The title track, you guys nailed it.

It’s not like there’s a major design and a map. After doing eleven Prong records or whatever it is, there are certain confines. I believe that this record and the response of fans of Prong loving this record and appreciating it shows that it’s good.

Do you feel that, um, obviously having done music for awhile…do you like writing your own stuff or travelling more these days? Or fitting into a band like Danzig where you are involved to whatever degree that is appropriate for the project?

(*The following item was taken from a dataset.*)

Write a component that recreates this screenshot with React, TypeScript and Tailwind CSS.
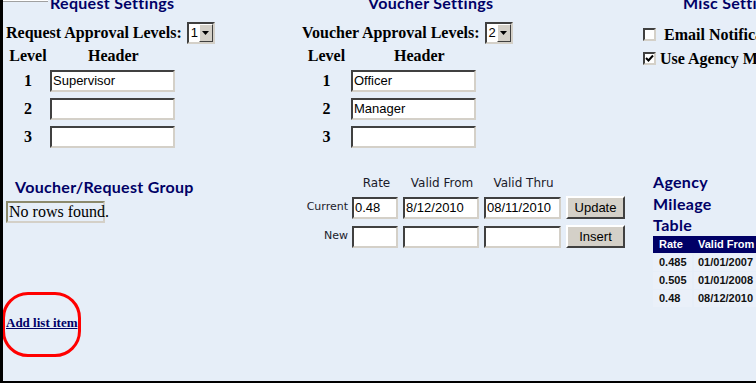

Well, I don’t know what like means, really. Like is a strange word. Things that people like they also don’t like. Things that people like aren’t necessarily good for them. Not to get too semantical about it. Those things are all momentary. Nothing lasts forever. Making a record has a stage where it is a sense of duty in a lot of ways. If I’m doing something purposeful, it’s rewarding rather than “liking”. There’s quality actions and lowerquality actions. I like to sit in front of a television set for hours and watch old espisodes of the Sopranos. Is that helping me or anybody else? Not really. I don’t like necessarily being in a vocal booth for 14 hours and standing there perfecting vocals as much as possible for a record but I’m getting something done and it’s part of a process that maybe people can respond to. affecting people with a lyric or your work is a positive experience. As far as touring goes, I don’t have to roll into a town and conquer it. I’ll walk around a little bit and experience a sight or two. I don’t have to goto every bar in town like I sued to after the show or do everything, you know what I mean? There’s ways of staying in between extremes of experience.

Figure out what makes it work for you. You can set your own rules.

No, it’s not about setting rules. I adapt to other people. Realizing that is important has enabled me to survive. Setting rules down, no. That’s not in my agenda anymore or hasn’t been for awhile. I set boundaries but rules are something else.